In the laboratory they tested players’ lactate thresholds while running and assessed their lower body power using an isokinetic dynamometer and force plates. This information will help benchmark the players anaerobic fitness and the potential risk of injuries ahead of the season. It can also be used by AFCB’s Sport Science lead, coaches and managers to support their training. The team at BU will carry out the same tests on the players mid-season.
Dr Rebecca Neal, Programme Leader for BSc Sport and Exercise Science at Bournemouth University said, “We know that all aspects of support for women's sport is far less established than that for men, and the Lionesses have shown that women and girls have what it takes to excel in sport despite this.
“But more needs to be done to support women in sport across the board. At BU we are proud to provide bespoke support to the AFCB women's team to encourage and develop female athletes both locally and nationally. This also provides an excellent opportunity for our Sport and Exercise Science students to apply their skills.”
Jade Bradley, AFCB midfielder, said, "Its been a real eye opening experience into what aspects of the sport I have strengths and weaknesses, in a way that I haven’t been able to test before. A big thankyou to the uni and staff involved."
Goalkeeper Katie Scadding added, "I found the whole experience beneficial to identify my strengths and areas for improvement. The staff supported me throughout and answered any questions regarding testing and how I can improve."
PhD student Kieran Keleher who helped run the sessions said, "Lower limb Isokinetic testing with the team was a great experience personally and for the players to help them excel and improve physically and prevent injuries over the upcoming season beyond. I really enjoyed working with the women - who have never taken part in any testing before - and there was excellent buy-in and effort from everyone. I look forward to progressing the testing and post-test interventions with AFCB in the future."
In addition to these training sessions, AFCB have recruited two Sport and Exercise students for the year who will help run weekly training sessions with the Women’s team. The students will use equipment such as GPS tracking devices to assess performance and give feedback to the players and coaches.
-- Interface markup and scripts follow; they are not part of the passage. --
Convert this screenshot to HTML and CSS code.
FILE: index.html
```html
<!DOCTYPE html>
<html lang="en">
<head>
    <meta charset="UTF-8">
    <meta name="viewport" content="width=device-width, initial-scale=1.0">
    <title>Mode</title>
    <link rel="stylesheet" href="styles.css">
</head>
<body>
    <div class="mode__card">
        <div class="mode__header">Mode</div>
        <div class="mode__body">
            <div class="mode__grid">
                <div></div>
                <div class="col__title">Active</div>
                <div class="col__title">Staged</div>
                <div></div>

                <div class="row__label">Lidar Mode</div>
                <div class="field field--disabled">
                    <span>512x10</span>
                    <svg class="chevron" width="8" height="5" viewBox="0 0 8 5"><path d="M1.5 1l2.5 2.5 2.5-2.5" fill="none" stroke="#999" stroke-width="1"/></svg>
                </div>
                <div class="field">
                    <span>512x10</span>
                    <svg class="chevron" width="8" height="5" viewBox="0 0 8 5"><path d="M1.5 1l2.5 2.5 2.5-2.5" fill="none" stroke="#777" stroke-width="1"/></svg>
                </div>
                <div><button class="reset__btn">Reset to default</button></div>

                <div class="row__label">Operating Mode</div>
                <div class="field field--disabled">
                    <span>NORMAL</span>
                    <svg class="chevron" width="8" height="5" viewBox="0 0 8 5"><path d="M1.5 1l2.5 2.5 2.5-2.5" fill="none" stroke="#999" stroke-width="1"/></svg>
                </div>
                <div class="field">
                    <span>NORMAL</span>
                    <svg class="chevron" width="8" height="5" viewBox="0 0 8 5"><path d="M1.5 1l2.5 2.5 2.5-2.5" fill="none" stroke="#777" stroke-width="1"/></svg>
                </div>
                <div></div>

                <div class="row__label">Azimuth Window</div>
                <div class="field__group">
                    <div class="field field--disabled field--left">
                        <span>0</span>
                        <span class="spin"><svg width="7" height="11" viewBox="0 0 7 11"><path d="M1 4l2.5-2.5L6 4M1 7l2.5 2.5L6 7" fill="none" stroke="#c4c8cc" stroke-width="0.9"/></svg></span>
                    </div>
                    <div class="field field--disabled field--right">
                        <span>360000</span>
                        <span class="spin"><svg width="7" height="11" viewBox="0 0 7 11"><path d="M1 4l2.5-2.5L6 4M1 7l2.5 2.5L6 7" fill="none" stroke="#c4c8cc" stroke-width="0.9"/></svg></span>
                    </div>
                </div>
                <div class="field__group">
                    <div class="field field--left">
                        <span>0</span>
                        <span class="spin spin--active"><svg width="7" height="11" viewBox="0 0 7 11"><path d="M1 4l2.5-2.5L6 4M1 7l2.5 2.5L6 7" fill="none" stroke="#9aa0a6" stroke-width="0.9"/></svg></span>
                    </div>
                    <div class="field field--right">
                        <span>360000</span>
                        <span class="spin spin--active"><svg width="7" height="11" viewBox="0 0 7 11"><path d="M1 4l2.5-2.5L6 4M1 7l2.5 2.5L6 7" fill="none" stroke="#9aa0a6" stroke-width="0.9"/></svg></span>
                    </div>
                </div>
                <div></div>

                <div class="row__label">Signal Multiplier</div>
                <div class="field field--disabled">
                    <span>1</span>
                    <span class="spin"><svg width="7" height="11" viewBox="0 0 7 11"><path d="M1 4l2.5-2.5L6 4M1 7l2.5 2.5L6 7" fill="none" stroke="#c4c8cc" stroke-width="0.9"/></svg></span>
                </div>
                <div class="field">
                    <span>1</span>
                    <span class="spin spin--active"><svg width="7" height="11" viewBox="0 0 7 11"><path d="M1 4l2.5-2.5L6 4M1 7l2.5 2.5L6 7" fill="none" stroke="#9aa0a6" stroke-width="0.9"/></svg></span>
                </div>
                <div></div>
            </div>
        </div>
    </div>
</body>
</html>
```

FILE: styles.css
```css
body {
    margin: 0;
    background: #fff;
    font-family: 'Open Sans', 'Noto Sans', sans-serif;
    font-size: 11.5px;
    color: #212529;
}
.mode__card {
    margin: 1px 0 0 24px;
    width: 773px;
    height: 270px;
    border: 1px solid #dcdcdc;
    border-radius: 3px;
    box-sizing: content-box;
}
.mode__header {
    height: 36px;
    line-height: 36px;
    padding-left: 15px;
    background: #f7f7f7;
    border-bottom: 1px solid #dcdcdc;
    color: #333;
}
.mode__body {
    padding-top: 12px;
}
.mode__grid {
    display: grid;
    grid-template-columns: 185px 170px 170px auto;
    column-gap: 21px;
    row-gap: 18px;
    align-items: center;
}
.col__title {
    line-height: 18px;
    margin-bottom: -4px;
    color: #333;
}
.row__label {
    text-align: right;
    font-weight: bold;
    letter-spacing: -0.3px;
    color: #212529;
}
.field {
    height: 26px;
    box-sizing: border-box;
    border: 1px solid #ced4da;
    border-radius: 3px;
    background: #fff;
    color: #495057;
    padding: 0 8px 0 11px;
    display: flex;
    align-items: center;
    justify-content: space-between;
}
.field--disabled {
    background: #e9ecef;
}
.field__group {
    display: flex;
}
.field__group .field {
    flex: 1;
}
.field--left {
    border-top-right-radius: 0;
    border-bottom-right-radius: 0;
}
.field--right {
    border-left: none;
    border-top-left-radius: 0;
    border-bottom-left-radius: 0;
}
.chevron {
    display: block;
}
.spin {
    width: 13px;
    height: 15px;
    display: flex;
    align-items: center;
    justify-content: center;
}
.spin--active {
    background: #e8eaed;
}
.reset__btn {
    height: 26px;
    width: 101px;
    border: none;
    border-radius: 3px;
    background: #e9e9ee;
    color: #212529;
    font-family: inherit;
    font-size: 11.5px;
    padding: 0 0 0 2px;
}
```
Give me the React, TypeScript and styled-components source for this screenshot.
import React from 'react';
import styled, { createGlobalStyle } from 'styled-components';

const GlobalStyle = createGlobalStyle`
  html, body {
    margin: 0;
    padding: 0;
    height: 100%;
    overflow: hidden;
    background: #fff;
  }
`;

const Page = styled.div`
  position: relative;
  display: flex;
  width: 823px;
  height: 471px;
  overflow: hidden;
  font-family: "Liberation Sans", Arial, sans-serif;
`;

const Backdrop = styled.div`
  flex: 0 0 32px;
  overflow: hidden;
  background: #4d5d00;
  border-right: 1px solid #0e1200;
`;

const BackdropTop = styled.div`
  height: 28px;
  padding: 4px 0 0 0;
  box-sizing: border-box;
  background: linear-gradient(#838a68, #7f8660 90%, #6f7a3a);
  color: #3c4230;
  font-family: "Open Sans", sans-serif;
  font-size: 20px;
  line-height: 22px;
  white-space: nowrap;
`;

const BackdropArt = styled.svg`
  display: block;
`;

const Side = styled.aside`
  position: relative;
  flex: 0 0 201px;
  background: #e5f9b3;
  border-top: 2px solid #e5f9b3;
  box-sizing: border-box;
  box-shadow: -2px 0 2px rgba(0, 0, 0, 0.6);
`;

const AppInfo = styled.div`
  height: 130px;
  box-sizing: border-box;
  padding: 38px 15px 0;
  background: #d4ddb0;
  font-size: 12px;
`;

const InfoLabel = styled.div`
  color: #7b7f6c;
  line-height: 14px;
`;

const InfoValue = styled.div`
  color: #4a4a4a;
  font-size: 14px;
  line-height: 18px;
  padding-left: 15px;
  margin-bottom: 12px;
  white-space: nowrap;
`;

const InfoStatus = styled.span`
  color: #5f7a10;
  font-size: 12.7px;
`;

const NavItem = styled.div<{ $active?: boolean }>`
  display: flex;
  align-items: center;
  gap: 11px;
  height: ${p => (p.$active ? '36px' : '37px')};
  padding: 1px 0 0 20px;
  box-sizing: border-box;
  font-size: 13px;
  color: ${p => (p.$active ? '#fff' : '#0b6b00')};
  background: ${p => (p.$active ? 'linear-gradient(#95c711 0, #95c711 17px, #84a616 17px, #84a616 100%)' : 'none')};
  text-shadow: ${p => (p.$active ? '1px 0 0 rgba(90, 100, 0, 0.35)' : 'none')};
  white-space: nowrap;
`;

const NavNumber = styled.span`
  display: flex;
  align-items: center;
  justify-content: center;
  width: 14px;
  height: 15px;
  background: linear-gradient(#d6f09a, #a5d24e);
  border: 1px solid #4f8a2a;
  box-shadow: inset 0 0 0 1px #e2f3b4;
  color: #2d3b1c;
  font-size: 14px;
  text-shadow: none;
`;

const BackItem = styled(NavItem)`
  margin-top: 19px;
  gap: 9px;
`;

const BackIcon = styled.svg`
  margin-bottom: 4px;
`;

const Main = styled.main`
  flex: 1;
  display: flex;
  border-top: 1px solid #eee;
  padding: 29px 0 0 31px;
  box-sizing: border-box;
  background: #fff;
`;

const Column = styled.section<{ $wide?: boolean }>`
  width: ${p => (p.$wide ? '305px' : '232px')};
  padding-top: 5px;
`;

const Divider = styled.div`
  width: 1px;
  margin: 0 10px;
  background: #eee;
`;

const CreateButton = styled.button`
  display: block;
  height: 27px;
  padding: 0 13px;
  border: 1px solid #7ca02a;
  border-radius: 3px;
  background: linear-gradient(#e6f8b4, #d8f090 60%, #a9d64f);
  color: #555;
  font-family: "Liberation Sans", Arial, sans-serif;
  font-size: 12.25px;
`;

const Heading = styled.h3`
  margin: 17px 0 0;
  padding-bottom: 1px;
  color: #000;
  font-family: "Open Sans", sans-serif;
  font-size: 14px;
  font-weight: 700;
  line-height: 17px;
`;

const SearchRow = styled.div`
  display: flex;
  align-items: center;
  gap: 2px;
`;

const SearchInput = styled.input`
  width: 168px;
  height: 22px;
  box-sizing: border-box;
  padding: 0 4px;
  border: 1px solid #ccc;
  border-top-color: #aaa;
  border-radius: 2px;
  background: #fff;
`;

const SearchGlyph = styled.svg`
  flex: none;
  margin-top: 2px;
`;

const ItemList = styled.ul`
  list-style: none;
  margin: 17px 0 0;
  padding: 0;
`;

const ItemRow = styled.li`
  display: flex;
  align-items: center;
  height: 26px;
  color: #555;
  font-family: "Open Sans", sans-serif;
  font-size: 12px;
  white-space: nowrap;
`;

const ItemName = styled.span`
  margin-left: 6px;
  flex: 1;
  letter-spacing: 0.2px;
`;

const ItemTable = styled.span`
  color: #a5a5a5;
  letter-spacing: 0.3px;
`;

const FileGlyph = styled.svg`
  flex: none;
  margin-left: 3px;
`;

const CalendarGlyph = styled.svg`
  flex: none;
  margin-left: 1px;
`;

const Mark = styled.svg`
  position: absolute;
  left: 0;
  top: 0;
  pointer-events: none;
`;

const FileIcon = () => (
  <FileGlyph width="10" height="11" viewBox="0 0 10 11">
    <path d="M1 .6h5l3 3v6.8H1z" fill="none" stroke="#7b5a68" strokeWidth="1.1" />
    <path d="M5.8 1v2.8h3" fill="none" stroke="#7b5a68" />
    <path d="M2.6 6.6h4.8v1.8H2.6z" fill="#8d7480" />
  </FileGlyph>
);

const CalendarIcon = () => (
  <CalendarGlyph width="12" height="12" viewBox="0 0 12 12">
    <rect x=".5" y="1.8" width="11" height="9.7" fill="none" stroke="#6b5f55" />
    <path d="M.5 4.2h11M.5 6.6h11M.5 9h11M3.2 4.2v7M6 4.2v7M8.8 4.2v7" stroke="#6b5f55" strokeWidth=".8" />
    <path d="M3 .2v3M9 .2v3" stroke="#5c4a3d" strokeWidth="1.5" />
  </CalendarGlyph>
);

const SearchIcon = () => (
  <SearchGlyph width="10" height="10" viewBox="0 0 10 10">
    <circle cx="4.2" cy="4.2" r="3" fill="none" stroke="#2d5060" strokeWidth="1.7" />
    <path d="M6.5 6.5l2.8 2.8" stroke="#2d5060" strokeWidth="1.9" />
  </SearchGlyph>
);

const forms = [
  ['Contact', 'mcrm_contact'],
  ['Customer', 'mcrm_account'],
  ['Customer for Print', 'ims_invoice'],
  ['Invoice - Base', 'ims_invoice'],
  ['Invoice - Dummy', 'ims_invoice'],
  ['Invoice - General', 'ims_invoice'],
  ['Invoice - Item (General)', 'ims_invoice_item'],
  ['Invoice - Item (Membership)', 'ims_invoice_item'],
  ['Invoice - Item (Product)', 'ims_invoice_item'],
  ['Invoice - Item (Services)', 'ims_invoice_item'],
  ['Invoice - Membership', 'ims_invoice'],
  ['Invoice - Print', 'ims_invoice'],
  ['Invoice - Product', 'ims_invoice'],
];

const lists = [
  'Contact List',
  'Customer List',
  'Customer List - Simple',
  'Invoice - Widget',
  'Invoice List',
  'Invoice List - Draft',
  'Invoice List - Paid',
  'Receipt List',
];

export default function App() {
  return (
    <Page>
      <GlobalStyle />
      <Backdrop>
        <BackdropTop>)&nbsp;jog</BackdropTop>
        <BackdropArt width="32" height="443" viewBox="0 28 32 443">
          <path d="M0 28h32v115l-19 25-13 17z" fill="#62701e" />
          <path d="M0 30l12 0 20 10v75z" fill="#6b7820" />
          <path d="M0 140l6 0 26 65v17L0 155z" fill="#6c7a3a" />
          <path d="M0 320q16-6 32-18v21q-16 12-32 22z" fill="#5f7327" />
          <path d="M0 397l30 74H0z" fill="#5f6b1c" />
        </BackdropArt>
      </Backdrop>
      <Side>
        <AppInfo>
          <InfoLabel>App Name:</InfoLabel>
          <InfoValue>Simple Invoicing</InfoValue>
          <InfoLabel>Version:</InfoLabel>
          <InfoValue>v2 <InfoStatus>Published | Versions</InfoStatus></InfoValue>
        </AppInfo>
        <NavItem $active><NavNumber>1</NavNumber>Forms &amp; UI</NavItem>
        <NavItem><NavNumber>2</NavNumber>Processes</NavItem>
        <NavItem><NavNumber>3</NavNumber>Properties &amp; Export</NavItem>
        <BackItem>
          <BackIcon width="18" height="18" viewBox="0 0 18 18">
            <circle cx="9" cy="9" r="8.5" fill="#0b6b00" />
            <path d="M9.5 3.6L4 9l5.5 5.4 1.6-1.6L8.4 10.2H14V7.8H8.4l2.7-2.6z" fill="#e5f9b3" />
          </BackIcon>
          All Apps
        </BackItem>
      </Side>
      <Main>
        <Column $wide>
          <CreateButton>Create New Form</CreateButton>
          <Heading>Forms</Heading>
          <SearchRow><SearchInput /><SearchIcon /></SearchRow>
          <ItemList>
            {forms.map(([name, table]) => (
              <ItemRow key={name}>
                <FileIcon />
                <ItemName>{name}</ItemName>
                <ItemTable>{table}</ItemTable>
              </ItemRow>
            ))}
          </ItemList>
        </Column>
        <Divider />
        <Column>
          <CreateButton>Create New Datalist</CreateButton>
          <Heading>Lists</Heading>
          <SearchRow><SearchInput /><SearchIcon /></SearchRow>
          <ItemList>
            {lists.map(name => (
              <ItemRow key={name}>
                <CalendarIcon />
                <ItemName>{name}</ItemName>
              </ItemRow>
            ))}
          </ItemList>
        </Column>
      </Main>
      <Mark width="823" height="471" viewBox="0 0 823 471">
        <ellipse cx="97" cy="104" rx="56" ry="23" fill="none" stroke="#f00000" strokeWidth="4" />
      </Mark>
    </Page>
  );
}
Dr Andrew Callaway, Director of Human Performance Laboratories at Bournemouth University said, “These sessions have provided a great opportunity for our team to demonstrate how professional practice and education to our students can be work alongside each other. We are proud to be working with the women’s team to develop research at this level of football, which will help to address the need for research in the women’s game on a wider scale.”